Franco Venturi, The End of the Old Regime in Europe, 1776-1789: Republican Patriotism and the Empires of the East (The centerpiece of this volume is a very long chapter entitled The ‘Grand Project’ of Joseph II, which was where I first found out about Josephism, a movement or rather royal aspiration that R.R. Palmer also wrote about at length. Of course, the whole era was characterized by monarchs who tried to be citizen kings before there were citizen citizens. Their disappointments ought to give pause to the lets-let-the-billionaires-do-it school of thought currently promoted by certain billionaires and Ralph Nader. Venturi gives an excellent account of the several dress rehearsals for the great Revolution—Geneva, Poland, the Netherlands. It seems to me that the wide geographical range of the ferment of the times puts a limit on how chance and occasion rule history. To paraphrase Paul Veyne, how events happen and when they happen are at the mercy of absurd contingencies, but what happens usually makes sense in terms of larger patterns.)

E.H. Hobsbawm, Primitive Rebels: Studies in Archaic forms of Social Movement in the 19th and 20th Centuries (From time to time, one of my nephews, the prosperous one, floats the idea of disenfranchising anybody who accepts welfare. It seems to him only fair. I guess he imagines that the poor line up first thing in the morning to vote for the Democrats. I’m not a historian, just somebody who reads a lot of history books; but you don’t have to be Otto von Ranke (or a Democratic political operative) to know that the poor just don’t vote, that getting them to the polls is extraordinarily difficult. If you could get them to participate fully in the political life of the country, I expect we’d all be better off, even the conservatives; but effective enfranchisement is a very tall order. The rich and the middle classes may actually believe in the equality of man; but those in the scheduled classes (or whatever they call ‘em in your neighborhood), don’t believe it or they say they believe it is because they think they are required to say they do, rather as many kids accept the Pythagorean theorem because they think they’re supposed to. Subservience is hardly unnatural to human beings. Indeed, inertness is the default case. If you beat a whole stratum of people down for generations and convince them of their unworthiness, they’ll internalize their role and teach it to their children.
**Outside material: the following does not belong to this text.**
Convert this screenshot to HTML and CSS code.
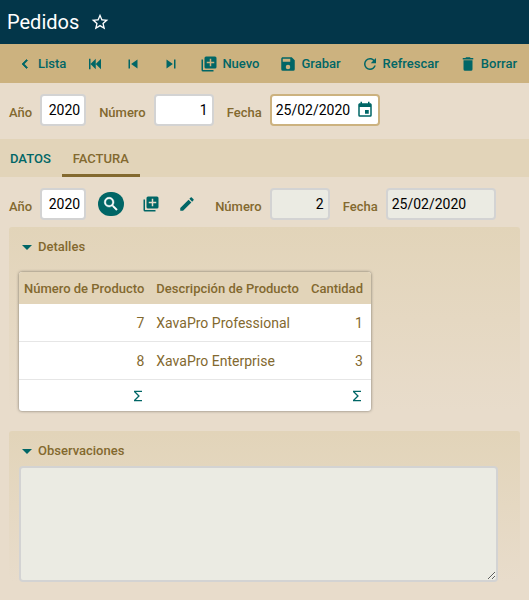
FILE: index.html
```
<!DOCTYPE html>
<html lang="es">
<head>
<meta charset="utf-8">
<title>Pedidos</title>
<link rel="stylesheet" href="styles.css">
</head>
<body>
<header class="module-header">
  <h1>Pedidos</h1>
  <button class="star" type="button" aria-label="Favorito"><svg class="icon" viewBox="0 0 24 24"><path d="M12,15.39L8.24,17.66L9.23,13.38L5.91,10.5L10.29,10.13L12,6.09L13.71,10.13L18.09,10.5L14.77,13.38L15.76,17.66M22,9.24L14.81,8.63L12,2L9.19,8.63L2,9.24L7.45,13.97L5.82,21L12,17.27L18.18,21L16.54,13.97L22,9.24Z"/></svg></button>
</header>
<nav class="toolbar">
  <button class="tool" type="button"><svg class="icon" viewBox="0 0 24 24"><path d="M15.41,16.58L10.83,12L15.41,7.41L14,6L8,12L14,18L15.41,16.58Z" stroke="currentColor"/></svg>Lista</button>
  <button class="tool" type="button" aria-label="Primero"><svg class="icon" viewBox="0 0 24 24"><path d="M20,5V19L13,12M6,5V19H4V5M13,5V19L6,12"/></svg></button>
  <button class="tool" type="button" aria-label="Anterior"><svg class="icon" viewBox="0 0 24 24"><path d="M6,18V6H8V18H6M9.5,12L18,6V18L9.5,12Z"/></svg></button>
  <button class="tool" type="button" aria-label="Siguiente"><svg class="icon" viewBox="0 0 24 24"><path d="M16,18H18V6H16M6,18L14.5,12L6,6V18Z"/></svg></button>
  <button class="tool" type="button"><svg class="icon" viewBox="0 0 24 24"><path d="M19,11H15V15H13V11H9V9H13V5H15V9H19M20,2H8A2,2 0 0,0 6,4V16A2,2 0 0,0 8,18H20A2,2 0 0,0 22,16V4A2,2 0 0,0 20,2M4,6H2V20A2,2 0 0,0 4,22H18V20H4V6Z"/></svg>Nuevo</button>
  <button class="tool" type="button"><svg class="icon" viewBox="0 0 24 24"><path d="M15,9H5V5H15M12,19A3,3 0 0,1 9,16A3,3 0 0,1 12,13A3,3 0 0,1 15,16A3,3 0 0,1 12,19M17,3H5C3.89,3 3,3.9 3,5V19A2,2 0 0,0 5,21H19A2,2 0 0,0 21,19V7L17,3Z"/></svg>Grabar</button>
  <button class="tool" type="button"><svg class="icon" viewBox="0 0 24 24"><path d="M17.65,6.35C16.2,4.9 14.21,4 12,4A8,8 0 0,0 4,12A8,8 0 0,0 12,20C15.73,20 18.84,17.45 19.73,14H17.65C16.83,16.33 14.61,18 12,18A6,6 0 0,1 6,12A6,6 0 0,1 12,6C13.66,6 15.14,6.69 16.22,7.78L13,11H20V4L17.65,6.35Z"/></svg>Refrescar</button>
  <button class="tool" type="button"><svg class="icon" viewBox="0 0 24 24"><path d="M19,4H15.5L14.5,3H9.5L8.5,4H5V6H19M6,19A2,2 0 0,0 8,21H16A2,2 0 0,0 18,19V7H6V19Z"/></svg>Borrar</button>
</nav>
<main>
  <div class="row">
    <div class="field"><label for="year">Año</label><input class="box year" id="year" value="2020"></div>
    <div class="field"><label for="number">Número</label><input class="box number" id="number" value="1"></div>
    <div class="field"><label for="date">Fecha</label>
      <div class="box date-box"><input id="date" value="25/02/2020"><button type="button" aria-label="Calendario"><svg class="icon" viewBox="0 0 24 24"><path d="M19,19H5V8H19M16,1V3H8V1H6V3H5C3.89,3 3,3.89 3,5V19A2,2 0 0,0 5,21H19A2,2 0 0,0 21,19V5C21,3.89 20.1,3 19,3H18V1M17,12H12V17H17V12Z"/></svg></button></div>
    </div>
  </div>
  <div class="tabs" role="tablist">
    <button class="tab" type="button" role="tab">DATOS</button>
    <button class="tab active" type="button" role="tab" aria-selected="true">FACTURA</button>
  </div>
  <div class="row invoice">
    <div class="field"><label for="inv-year">Año</label><input class="box year" id="inv-year" value="2020">
      <button class="search" type="button" aria-label="Buscar"><svg class="icon" viewBox="0 0 24 24"><path d="M9.5,3A6.5,6.5 0 0,1 16,9.5C16,11.11 15.41,12.59 14.44,13.73L14.71,14H15.5L20.5,19L19,20.5L14,15.5V14.71L13.73,14.44C12.59,15.41 11.11,16 9.5,16A6.5,6.5 0 0,1 3,9.5A6.5,6.5 0 0,1 9.5,3M9.5,5C7,5 5,7 5,9.5C5,12 7,14 9.5,14C12,14 14,12 14,9.5C14,7 12,5 9.5,5Z" stroke="currentColor" stroke-width="0.6"/></svg></button>
      <button class="action" type="button" aria-label="Crear"><svg class="icon" viewBox="0 0 24 24"><path d="M19,11H15V15H13V11H9V9H13V5H15V9H19M20,2H8A2,2 0 0,0 6,4V16A2,2 0 0,0 8,18H20A2,2 0 0,0 22,16V4A2,2 0 0,0 20,2M4,6H2V20A2,2 0 0,0 4,22H18V20H4V6Z"/></svg></button>
      <button class="action" type="button" aria-label="Modificar"><svg class="icon" viewBox="0 0 24 24"><path d="M20.71,7.04C21.1,6.65 21.1,6 20.71,5.63L18.37,3.29C18,2.9 17.35,2.9 16.96,3.29L15.12,5.12L18.87,8.87M3,17.25V21H6.75L17.81,9.93L14.06,6.18L3,17.25Z"/></svg></button>
    </div>
    <div class="field"><label for="inv-number">Número</label><input class="box number" id="inv-number" value="2" readonly></div>
    <div class="field"><label for="inv-date">Fecha</label><input class="box date" id="inv-date" value="25/02/2020" readonly></div>
  </div>
  <section class="frame">
    <h2><svg class="arrow" viewBox="0 0 10 5"><path d="M0,0H10L5,5Z"/></svg>Detalles</h2>
    <table>
      <thead><tr><th>Número de Producto</th><th>Descripción de Producto</th><th>Cantidad</th></tr></thead>
      <tbody>
        <tr><td class="num">7</td><td>XavaPro Professional</td><td class="num">1</td></tr>
        <tr><td class="num">8</td><td>XavaPro Enterprise</td><td class="num">3</td></tr>
      </tbody>
      <tfoot><tr><td class="num"><button type="button" aria-label="Sumar"><svg class="icon" viewBox="0 0 24 24"><path d="M18,6H8.83L14.83,12L8.83,18H18V20H6V18L12,12L6,6V4H18V6Z"/></svg></button></td><td></td><td class="num"><button type="button" aria-label="Sumar"><svg class="icon" viewBox="0 0 24 24"><path d="M18,6H8.83L14.83,12L8.83,18H18V20H6V18L12,12L6,6V4H18V6Z"/></svg></button></td></tr></tfoot>
    </table>
  </section>
  <section class="frame">
    <h2><svg class="arrow" viewBox="0 0 10 5"><path d="M0,0H10L5,5Z"/></svg><label for="remarks">Observaciones</label></h2>
    <textarea class="box" id="remarks" readonly></textarea>
  </section>
</main>
</body>
</html>
```
FILE: styles.css
```
:root {
  --teal: #006666;
  --brown: #83692f;
  --sand: #e8dccb;
  --sand-dark: #e2d4b9;
  --gold: #ccb27f;
}
* { box-sizing: border-box; }
body {
  margin: 0;
  background: var(--sand);
  color: var(--brown);
  font: 14px/20px Roboto, sans-serif;
}
button {
  padding: 0;
  border: 0;
  background: none;
  color: var(--teal);
  font: inherit;
}
.icon { display: block; width: 18px; height: 18px; fill: currentColor; }

.module-header {
  display: flex;
  align-items: center;
  gap: 11px;
  height: 44px;
  padding: 0 7px;
  background: #033649;
  color: #fff;
}
.module-header h1 { margin: 0; font-size: 20px; line-height: 40px; font-weight: 400; }
.star { color: #fff; }
.star .icon { width: 20px; height: 20px; }

.toolbar {
  display: flex;
  height: 39px;
  padding: 0 6px;
  background: var(--gold);
}
.tool {
  display: flex;
  align-items: center;
  gap: 4px;
  padding: 0 10px;
  font-size: 13px;
  font-weight: 500;
  white-space: nowrap;
}

.row { display: flex; gap: 13px; padding: 11px 9px 13px; }
.invoice { padding-bottom: 7px; }
.field { display: flex; align-items: center; }
.field label { margin-right: 8px; padding-top: 5px; font-size: 13px; font-weight: 500; }
.box {
  height: 32px;
  padding: 0 4px;
  border: 2px solid #d3d3d3;
  border-radius: 4px;
  background: #fff;
  color: #000;
  font: 14px/20px Roboto, sans-serif;
}
.box:read-only:not(div) { background: #ebebe3; }
.year { width: 46px; text-align: right; }
.number { width: 60px; text-align: right; }
.date { width: 110px; }
.date-box { display: flex; align-items: center; width: 110px; border-color: var(--gold); }
.date-box input {
  flex: 1;
  min-width: 0;
  padding: 0;
  border: 0;
  background: none;
  color: #000;
  font: inherit;
}
.search {
  display: grid;
  place-items: center;
  width: 26px;
  height: 24px;
  margin-left: 12px;
  border-radius: 12px;
  background: var(--teal);
  color: #fff;
}
.action { display: grid; place-items: center; width: 18px; margin-left: 18px; }
.action:last-child { margin-right: 6px; }

.tabs { display: flex; height: 38px; background: var(--sand-dark); }
.tab { padding: 2px 11px 0; font-size: 13px; font-weight: 500; }
.tab:first-child { padding-left: 10px; }
.tab.active { box-shadow: inset 0 -3px var(--brown); color: var(--brown); }

.frame {
  margin: 0 9px 20px;
  padding: 10px 22px 0 10px;
  border-radius: 3px;
  background: linear-gradient(var(--sand-dark), var(--sand));
}
.frame h2 {
  display: flex;
  align-items: center;
  gap: 6px;
  margin: 0 0 15px;
  padding-left: 3px;
  font-size: 13px;
  line-height: 20px;
  font-weight: 500;
}
.frame h2:has(label) { margin-bottom: 5px; }
.arrow { width: 10px; height: 5px; fill: var(--teal); }

table {
  border-spacing: 0;
  border-radius: 3px;
  overflow: hidden;
  box-shadow: 0 0 3px rgba(0, 0, 0, .5);
  background: #fff;
}
th, td { padding: 0 6px; text-align: left; }
th { padding-top: 2px; }
th:first-child { padding-left: 5px; }
th:last-child, td:last-child { padding-right: 8px; }
th { height: 32px; background: var(--sand-dark); font-size: 13px; font-weight: 500; white-space: nowrap; }
tbody td { height: 38px; border-bottom: 1px solid #e6e6e6; }
tfoot td { height: 31px; padding-right: 4px; padding-bottom: 2px; }
tfoot td:last-child { padding-right: 6px; }
.num { text-align: right; }
td button { display: inline-block; vertical-align: middle; }
td .icon { width: 16px; height: 16px; }

textarea.box { display: block; width: 100%; height: 116px; }
```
Which is why the actual masses (as opposed to the well-off peasants, petit bourgeois, and disappointed career seekers who make revolutions) are so remarkably passive. When they are goaded into reaction, which certainly does happen, their demands are usually for a return to more familiar forms of oppression or a remission of taxes or debts, though in some cases they can be swept up in chiliastic religious movements or be persuaded to support local bandits or vigilantes or simply long for revenge—spitting in the soup is also a lot older than Fight Club. Hobsbawm writes about these manifestations. He is supposed to have been the last of the unreconstructed Stalinists, but despite or perhaps because of that, he was utterly unsentimental about the reality of what he calls primitive rebels.)

The Didascalicon of Hugh of St. Victor: A Medieval Guide to the Arts, translated by Jerome Taylor. (I young black guy saw me reading this book at a coffee bar and asked if he could borrow it, which in fact he did. I explained to him that the book was unlikely to interest anybody but specialists. It was an introduction to the arts written in the late 1120s by a master of St Victor, a monastic school that much later became part of the University of Paris. Even I was only marginally interested in the book even though, as should be apparent to anybody who has suffered along with this exercise this far, I’ll read pretty much anything. The Didascalicon does provide an idea of what educated people in Western Europe were expected to know before the new translations of Aristotle and the flowering of scholasticism. Hugh mostly lays out a curriculum that hadn’t changed a great deal since the 5th Century Commentary on the Dream of Scipio by Macrobius and the Marriage of Mercury and Philology by Martianus Capella—the former expounded the mix of Neoplatonism and Aristotle sometimes called the perennial philosophy and the latter defined the seven liberal arts along with the seven various other things. (Scary fact: there is a pdf of Capella’s book on the Internet.) The young man may have thought that book with a title like Didascalicon would contain secret wisdom. After all Didascalicon does sound a bit like Necronomicon. I was actually a little surprised when the book was returned to me two weeks later—in my experience the return rate of loaned books is not very high even when you actually know the borrower. In this case, the borrower actually called me up and made an appointment to get the book back to me. I have wondered ever since what he made of it.)